### Given instruction
Copy out the whole listing exactly as written, leaving the pictures behind.

### Collected material
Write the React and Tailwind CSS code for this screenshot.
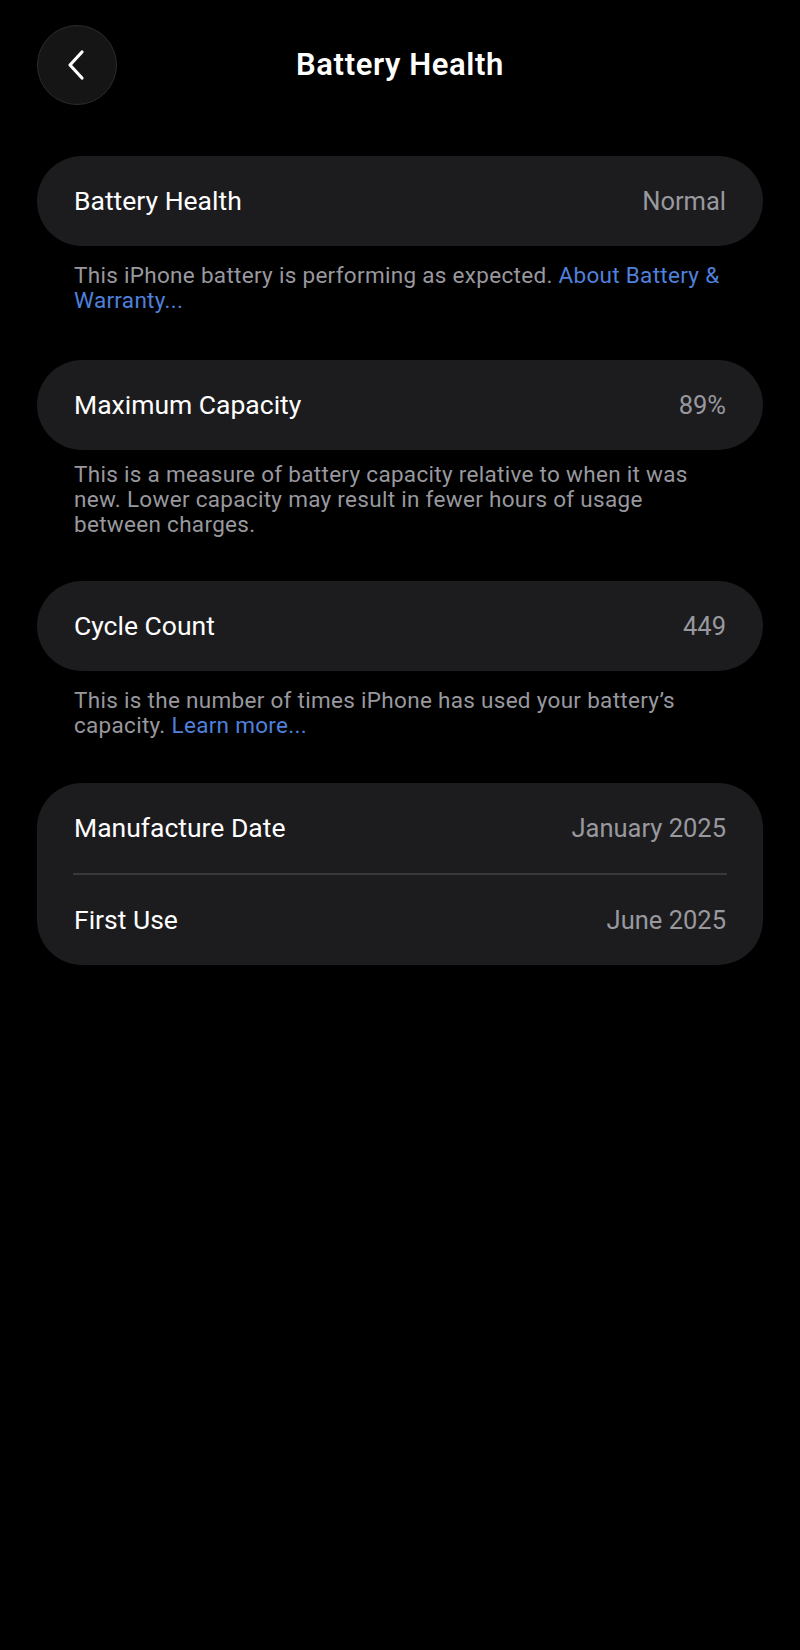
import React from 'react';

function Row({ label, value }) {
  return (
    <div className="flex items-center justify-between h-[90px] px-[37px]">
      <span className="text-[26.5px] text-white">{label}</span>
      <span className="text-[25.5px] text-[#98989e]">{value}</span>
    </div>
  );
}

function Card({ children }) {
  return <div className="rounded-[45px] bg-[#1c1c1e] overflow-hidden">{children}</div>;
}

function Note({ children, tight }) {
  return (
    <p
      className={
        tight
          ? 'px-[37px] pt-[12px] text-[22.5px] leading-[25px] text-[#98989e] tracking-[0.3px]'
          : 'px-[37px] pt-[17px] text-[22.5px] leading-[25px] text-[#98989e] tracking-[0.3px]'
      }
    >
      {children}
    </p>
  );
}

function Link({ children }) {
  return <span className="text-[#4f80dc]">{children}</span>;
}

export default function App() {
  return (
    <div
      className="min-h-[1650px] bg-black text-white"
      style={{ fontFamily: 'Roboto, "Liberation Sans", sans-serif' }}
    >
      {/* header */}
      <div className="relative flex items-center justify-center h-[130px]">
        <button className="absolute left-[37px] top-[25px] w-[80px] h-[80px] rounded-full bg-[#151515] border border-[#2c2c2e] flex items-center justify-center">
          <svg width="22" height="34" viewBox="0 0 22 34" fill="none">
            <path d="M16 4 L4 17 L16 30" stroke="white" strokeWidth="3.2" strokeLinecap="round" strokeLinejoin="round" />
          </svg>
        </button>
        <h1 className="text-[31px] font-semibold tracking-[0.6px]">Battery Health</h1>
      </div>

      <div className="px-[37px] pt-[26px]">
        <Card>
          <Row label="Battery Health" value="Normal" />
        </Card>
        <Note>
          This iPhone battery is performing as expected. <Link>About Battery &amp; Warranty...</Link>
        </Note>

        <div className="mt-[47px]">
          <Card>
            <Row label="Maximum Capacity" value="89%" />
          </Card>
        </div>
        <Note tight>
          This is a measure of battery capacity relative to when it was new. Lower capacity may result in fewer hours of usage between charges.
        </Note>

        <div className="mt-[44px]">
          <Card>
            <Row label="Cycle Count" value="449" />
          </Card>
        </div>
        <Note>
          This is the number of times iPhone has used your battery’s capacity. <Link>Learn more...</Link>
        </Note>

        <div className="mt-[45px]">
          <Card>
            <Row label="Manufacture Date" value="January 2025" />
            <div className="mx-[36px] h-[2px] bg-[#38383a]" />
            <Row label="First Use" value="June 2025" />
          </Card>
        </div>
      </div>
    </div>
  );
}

### Response for this exercise
Write the React and Tailwind CSS code for this screenshot.
import React from 'react';

function Row({ label, value }) {
  return (
    <div className="flex items-center justify-between h-[90px] px-[37px]">
      <span className="text-[26.5px] text-white">{label}</span>
      <span className="text-[25.5px] text-[#98989e]">{value}</span>
    </div>
  );
}

function Card({ children }) {
  return <div className="rounded-[45px] bg-[#1c1c1e] overflow-hidden">{children}</div>;
}

function Note({ children, tight }) {
  return (
    <p
      className={
        tight
          ? 'px-[37px] pt-[12px] text-[22.5px] leading-[25px] text-[#98989e] tracking-[0.3px]'
          : 'px-[37px] pt-[17px] text-[22.5px] leading-[25px] text-[#98989e] tracking-[0.3px]'
      }
    >
      {children}
    </p>
  );
}

function Link({ children }) {
  return <span className="text-[#4f80dc]">{children}</span>;
}

export default function App() {
  return (
    <div
      className="min-h-[1650px] bg-black text-white"
      style={{ fontFamily: 'Roboto, "Liberation Sans", sans-serif' }}
    >
      {/* header */}
      <div className="relative flex items-center justify-center h-[130px]">
        <button className="absolute left-[37px] top-[25px] w-[80px] h-[80px] rounded-full bg-[#151515] border border-[#2c2c2e] flex items-center justify-center">
          <svg width="22" height="34" viewBox="0 0 22 34" fill="none">
            <path d="M16 4 L4 17 L16 30" stroke="white" strokeWidth="3.2" strokeLinecap="round" strokeLinejoin="round" />
          </svg>
        </button>
        <h1 className="text-[31px] font-semibold tracking-[0.6px]">Battery Health</h1>
      </div>

      <div className="px-[37px] pt-[26px]">
        <Card>
          <Row label="Battery Health" value="Normal" />
        </Card>
        <Note>
          This iPhone battery is performing as expected. <Link>About Battery &amp; Warranty...</Link>
        </Note>

        <div className="mt-[47px]">
          <Card>
            <Row label="Maximum Capacity" value="89%" />
          </Card>
        </div>
        <Note tight>
          This is a measure of battery capacity relative to when it was new. Lower capacity may result in fewer hours of usage between charges.
        </Note>

        <div className="mt-[44px]">
          <Card>
            <Row label="Cycle Count" value="449" />
          </Card>
        </div>
        <Note>
          This is the number of times iPhone has used your battery’s capacity. <Link>Learn more...</Link>
        </Note>

        <div className="mt-[45px]">
          <Card>
            <Row label="Manufacture Date" value="January 2025" />
            <div className="mx-[36px] h-[2px] bg-[#38383a]" />
            <Row label="First Use" value="June 2025" />
          </Card>
        </div>
      </div>
    </div>
  );
}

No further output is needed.